A single law throughout Europe – A single law for data protection across Europe will replace the individual countries’ existing laws, making it easier for companies who will no longer have to work within 28 inconsistent and diverse laws.  According to Europa EU, this will benefit business to the tune of 2.3 billion euros per annum.

One-stop-shop – under current legistlation, a business is subject to the national data protection authority in each and every country in which it operates.  The new one-stop-shop rule means that a business will only be subject to the national data protection authority in the country where its Head Office is based.

While this is of significant benefit to businesses, it does make it unwieldy for consumers to keep control of complaints they make against a company whose head office is in a different country.  The one-stop-shop rule means that such consumers will have to complain to their own national data protection authority, who will then pass the complaint to the authority in the relevant country for action under their jurisdiction.  This is quite different from current regulations, where the business is responsible to the data protection authority in the country in which it operates.

Same rules for everyone – Companies based outside Europe will have to apply the same rules as those within.  Currently European businesses work under much stricter rules than their counterparts elsewhere so this will level the playing field.  In addition, there will be an increased level of fines for breaches of the regulations.
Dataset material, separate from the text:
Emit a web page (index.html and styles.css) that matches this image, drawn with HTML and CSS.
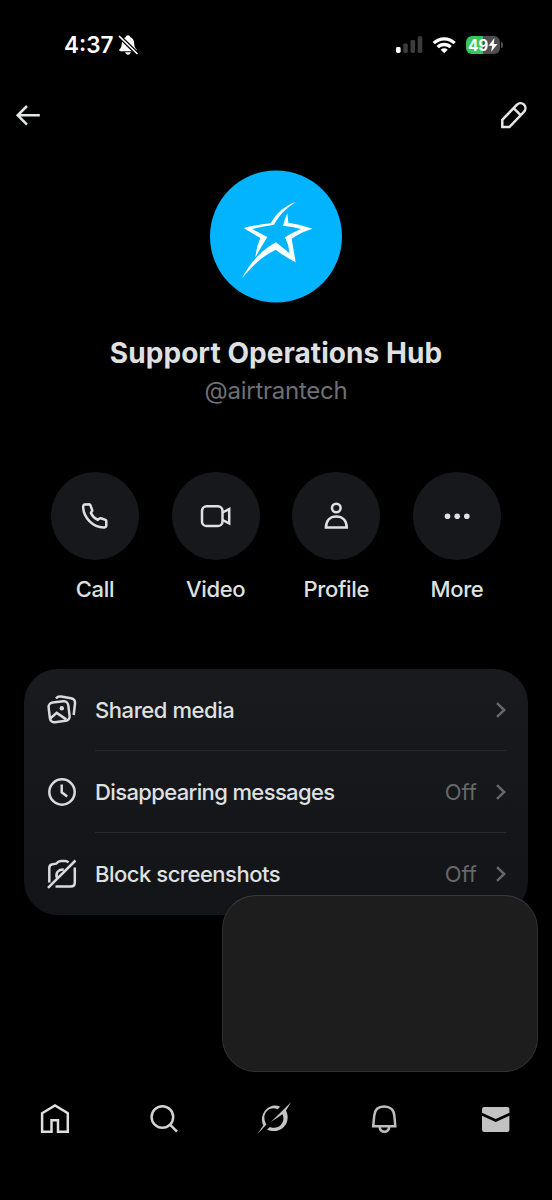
FILE: index.html
```html
<!DOCTYPE html>
<html lang="en">
<head>
<meta charset="utf-8">
<title>Support Operations Hub</title>
<link rel="stylesheet" href="styles.css">
</head>
<body>
<div class="screen">
  <header class="status">
    <div class="clock"><span class="time">4:37</span>
      <svg width="22" height="22" viewBox="118 34 22 22"><path d="M129 35.3c-1.3 0-2 .8-2.1 1.8-2.8 1-4 3.300-4.100 6.400-.1 3.200-.8 4.300-2.200 5.700-.8.8-.4 2 .8 2h15.200c1.200 0 1.600-1.200.8-2-1.400-1.400-2.100-2.500-2.200-5.700-.1-3.100-1.300-5.400-4.100-6.400-.1-1-.8-1.800-2.100-1.800zM126.200 52.300h5.600c-.3 1.500-1.300 2.400-2.800 2.400s-2.500-.9-2.800-2.400z" fill="#fff"/><path d="M120.500 36.500l17.500 17" stroke="#000" stroke-width="4"/><path d="M120.500 36.500l17.500 17" stroke="#fff" stroke-width="1.700" stroke-linecap="round"/></svg>
    </div>
    <div class="indicators">
      <svg width="28" height="20" viewBox="395 35 28 20"><rect x="396" y="47" width="4.600" height="6" rx="1.400" fill="#fff"/><g fill="#3b3b3d"><rect x="403.200" y="43.500" width="4.600" height="9.500" rx="1.400"/><rect x="410.500" y="40" width="4.600" height="13" rx="1.400"/><rect x="417.700" y="36.300" width="4.600" height="16.700" rx="1.400"/></g></svg>
      <svg width="24" height="20" viewBox="432 35 24 20" fill="none" stroke="#fff" stroke-width="3.300"><path d="M433.800 43.200a14.700 14.700 0 0 1 20.800 0M437.700 47.200a9.200 9.200 0 0 1 13 0"/><path d="M444.200 53.300l-3.500-3.500a5 5 0 0 1 7 0z" fill="#fff" stroke="none"/></svg>
      <div class="power"><div class="battery"><span>49</span><svg width="10" height="14" viewBox="0 0 10 14"><path d="M6.500 0L.5 7.700h3.700L3 14l6.500-8H5.700z" fill="#fff"/></svg></div><i class="nub"></i></div>
    </div>
  </header>
  <nav class="topbar">
    <svg width="26" height="24" viewBox="15 103 26 24" fill="none" stroke="#e4e5e6" stroke-width="2.500"><path d="M39.800 115.300H18M27 106l-9.300 9.300L27 124.600"/></svg>
    <svg width="28" height="28" viewBox="500 101 28 28" fill="none" stroke="#e4e5e6" stroke-width="2.500"><path d="M502.300 127v-7.200l14.500-15c2.200-2.200 5.300-2 7.200-.1s1.900 5-.1 7.100l-14.500 15.200zM513.800 108.300l6.900 6.900"/></svg>
  </nav>
  <main>
    <section class="identity">
      <svg class="avatar" width="132" height="133" viewBox="30 30 396 399"><circle cx="228" cy="229.500" r="198" fill="#01b4fd"/><g fill="#fff"><path d="M287 126C251 140 231 157 212 190Q169 194 131 204L181 234Q169 260 166 292Q183 261 202 231L157 207Q187 199 222 194C239 163 257 146 287 126z"/><path d="M262 160L265 188Q303 193 337 206Q303 216 275 236L287 307Q257 292 227 269C190 287 161 313 126 355C151 306 188 268 228 247L269 280Q267 256 255 232Q278 217 303 207Q277 199 249 197Q254 177 262 160z"/></g></svg>
      <h1>Support Operations Hub</h1>
      <p class="handle">@airtrantech</p>
    </section>
    <section class="actions">
      <div class="action"><div class="disc"><svg width="30" height="30" viewBox="80 500 30 30"><path d="M84.200 503.500L89 503.300Q90 503.400 90.400 504.300L92.200 509Q92.400 510 91.500 510.800L90.900 512Q92.800 516.500 97.700 518.900L99.200 517.700Q100 517.100 101 517.300L105.500 518.900Q106.400 519.300 106.300 520.200V524.500Q106.200 526.300 104.400 526.400C93 526.800 82.900 516.200 83.200 505.200Q83.200 504 84.200 503.500z"/></svg></div><span>Call</span></div>
      <div class="action"><div class="disc"><svg width="32" height="26" viewBox="200 502 32 26"><rect x="202" y="505.300" width="20.500" height="19.800" rx="4.700"/><path d="M222.600 511.500l6.600-3.400v14.300l-6.600-3.400"/></svg></div><span>Video</span></div>
      <div class="action"><div class="disc"><svg width="28" height="30" viewBox="322 500 28 30"><circle cx="336.300" cy="507" r="4.300"/><path d="M325.900 526.600c.2-6.800 4-11.200 10.400-11.200s10.300 4.400 10.500 11.200z"/></svg></div><span>Profile</span></div>
      <div class="action"><div class="disc"><svg class="dots" width="28" height="8" viewBox="443 511 28 8"><circle cx="447.500" cy="515.200" r="2.800"/><circle cx="457.200" cy="515.200" r="2.800"/><circle cx="466.800" cy="515.200" r="2.800"/></svg></div><span>More</span></div>
    </section>
    <section class="card">
      <div class="row">
        <svg class="icon" width="32" height="32" viewBox="46 694 32 32"><rect x="49.200" y="701.800" width="19.800" height="19.800" rx="4.500" transform="rotate(-7 59 711.700)"/><path d="M56 698.400q1.800-2.300 5-1.800l10 1.700q4.500.8 4 5.300l-1.300 11.400M50.500 718.200l6.200-5.300 9.600 6.500"/><circle cx="61.800" cy="708.200" r="2.200" fill="#d9dadb" stroke="none"/></svg>
        <div class="line"><span class="label media">Shared media</span><svg class="chevron" width="12" height="18" viewBox="0 0 12 18"><path d="M2 2.200L9.200 9 2 15.800"/></svg></div>
      </div>
      <div class="row">
        <svg class="icon" width="32" height="32" viewBox="46 776 32 32"><circle cx="62" cy="792" r="12.700"/><path d="M61.700 784.600v7.700l5.500 4.200"/></svg>
        <div class="line"><span class="label vanish">Disappearing messages</span><span class="value">Off</span><svg class="chevron" width="12" height="18" viewBox="0 0 12 18"><path d="M2 2.200L9.200 9 2 15.800"/></svg></div>
      </div>
      <div class="row">
        <svg class="icon" width="32" height="32" viewBox="46 858 32 32"><path d="M49.300 882.500v-14.700q0-3.300 3.300-3.600l3.500-.5q2.300-2.700 5-2.700h4.200q1.800 0 3.200 1.500M74.800 867.500v15q0 4-4 4H55.500M56.700 877.500c-1.300-5 2-8.300 7-8M48 887.800l27.500-27.300"/></svg>
        <div class="line"><span class="label block">Block screenshots</span><span class="value">Off</span><svg class="chevron" width="12" height="18" viewBox="0 0 12 18"><path d="M2 2.200L9.200 9 2 15.800"/></svg></div>
      </div>
    </section>
  </main>
  <div class="floating"></div>
  <nav class="tabs">
    <svg width="32" height="32" viewBox="39 1102 32 32" stroke="#dedede"><path d="M42.100 1113.200l12.900-7.800 12.800 7.800v18.600H58v-11.500h-6.500v11.500h-9.400z"/></svg>
    <svg width="32" height="32" viewBox="148 1102 32 32" stroke="#d2d2d2"><circle cx="162.400" cy="1117" r="10.800"/><path d="M170 1124.600l7 7"/></svg>
    <svg width="36" height="36" viewBox="256 1101 36 36" fill="#c5c5c5" stroke="none"><path d="M280.300 1107.700l-2.700 2.500c-8.500-3.700-16.500 4.800-12 13.700l.8 1.500L257 1135.400l6.300-8.800C258 1115.300 269 1102.500 280.300 1107.700zM291.200 1103l-5.200 8.500c6.400 13.200-6.700 25-19 19l2.900-2.600c8.500 3.700 16-4.200 12.700-12.700l-11.700 7.800z"/></svg>
    <svg width="32" height="32" viewBox="368 1102 32 32" stroke="#bdbdbd"><path d="M374.200 1115.800c.5-6.300 4.600-9.300 10-9.300s9.700 3 10.200 9.300l.9 10.400h-22.100zM379.500 1126.700q.8 5 4.900 5t4.900-5"/></svg>
    <svg width="32" height="32" viewBox="480 1102 32 32" fill="#c2c2c2" stroke="none"><path d="M482 1112.800v-3.500q0-2.200 2.200-2.200h23q2.200 0 2.200 2.200v3.500l-13.700 6.200zM482 1115.800l13.700 6.300 13.700-6.300v14q0 2.200-2.200 2.200h-23q-2.200 0-2.200-2.200z"/></svg>
  </nav>
</div>
</body>
</html>
```
FILE: styles.css
```css
* { box-sizing: border-box; }
body { margin: 0; background: #000; }
svg { display: block; flex: none; }
.screen {
  position: relative;
  width: 552px;
  height: 1200px;
  overflow: hidden;
  background: #000;
  color: #dfe0e1;
  font-family: Inter, "Liberation Sans", sans-serif;
}
.status {
  height: 90px;
  padding: 0 49px 0 64px;
  display: flex;
  justify-content: space-between;
}
.clock, .indicators { height: 90px; display: flex; align-items: center; }
.clock { gap: 4px; }
.time { padding-bottom: 1px; color: #fff; font-size: 22.500px; font-weight: 600; }
.indicators { gap: 9px; }
.power { display: flex; align-items: center; gap: 1px; }
.nub { width: 2px; height: 6px; border-radius: 0 2px 2px 0; background: #4d4d50; }
.battery {
  display: flex;
  align-items: center;
  justify-content: center;
  width: 34px;
  height: 18px;
  margin-left: 1px;
  border-radius: 6px;
  background: linear-gradient(90deg, #35c759 49%, #4d4d50 49%);
  color: #fff;
  font-size: 15.500px;
  font-weight: 700;
  letter-spacing: -.3px;
}
.topbar { height: 50px; padding: 0 24px 0 15px; display: flex; align-items: center; justify-content: space-between; }
.identity { display: flex; flex-direction: column; align-items: center; padding-top: 30px; }
h1 { margin: 30px 0 0; height: 40px; line-height: 40px; font-size: 28px; font-weight: 700; letter-spacing: .06px; white-space: nowrap; }
.handle { margin: 0; padding-top: 2px; line-height: 32px; color: #6d6f74; font-size: 24px; letter-spacing: -.25px; }
.actions { display: flex; justify-content: space-between; padding: 64.500px 51px 0; }
.action { width: 88px; display: flex; flex-direction: column; align-items: center; font-size: 22px; font-weight: 500; line-height: 30px; letter-spacing: -.35px; }
.disc { width: 88px; height: 88px; margin-bottom: 14.500px; border-radius: 50%; background: #17181b; display: flex; align-items: center; justify-content: center; }
.disc svg { fill: none; stroke: #dfe0e1; stroke-width: 2.500; }
.disc .dots { fill: #dfe0e1; stroke: none; }
.card { width: 504px; height: 246px; margin: 65px auto 0; padding: 0 22px; border-radius: 34px; background: linear-gradient(#191a1d, #131418); }
.row { display: flex; height: 82px; align-items: center; }
.icon { margin-right: 17px; fill: none; stroke: #d9dadb; stroke-width: 2.500; }
.line { display: flex; flex: 1; align-items: center; height: 82px; border-bottom: 1px solid #292a2d; }
.row:last-child .line { border: 0; }
.label { flex: 1; font-size: 22px; font-weight: 500; white-space: nowrap; }
.media { letter-spacing: -.43px; }
.vanish { letter-spacing: -.63px; }
.block { letter-spacing: -.48px; }
.value { margin-right: 18px; font-size: 22px; color: #65676b; }
.chevron { margin-right: -1px; fill: none; stroke: #65676b; stroke-width: 2.500; }
.floating { position: absolute; left: 222px; top: 895px; width: 316px; height: 177px; border: 1px solid #303033; border-top-color: #3a3a3f; border-radius: 34px; background: #1d1d1e; }
.tabs { display: grid; grid-template-columns: 109px 108px 112px 112px 32px; align-items: center; margin-top: 185px; height: 36px; padding-left: 39px; fill: none; stroke-width: 2.500; }
```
The ICO can currently levy fines of up to £500,000, but the new legislation proposes fines for businesses who break the data protection rules of up to £85,000,000 or 5% of annual worldwide turnover – whichever is the higher. This should certainly concentrate the minds of some of the data-using giants of industry.


However, there are significant disadvantages to businesses as the EU proposals seek to empower the data subject far more strongly than ever before:

Right to erasure  – originally this was the “right to be forgotten” – and it allows data subjects to demand that their data is erased by businesses. The latest version states that not only must the business erase the data, but must pass that request on to other businesses where the data is replicated. Thjis amendment will cause severe difficulties for businesses such as social networks, cloud providers and search engines.  However, the right to erasure does not apply where there is a legitimate reason to keep data within a database.  And the right to erasure may not encroach on the freedom of expression and information of the media.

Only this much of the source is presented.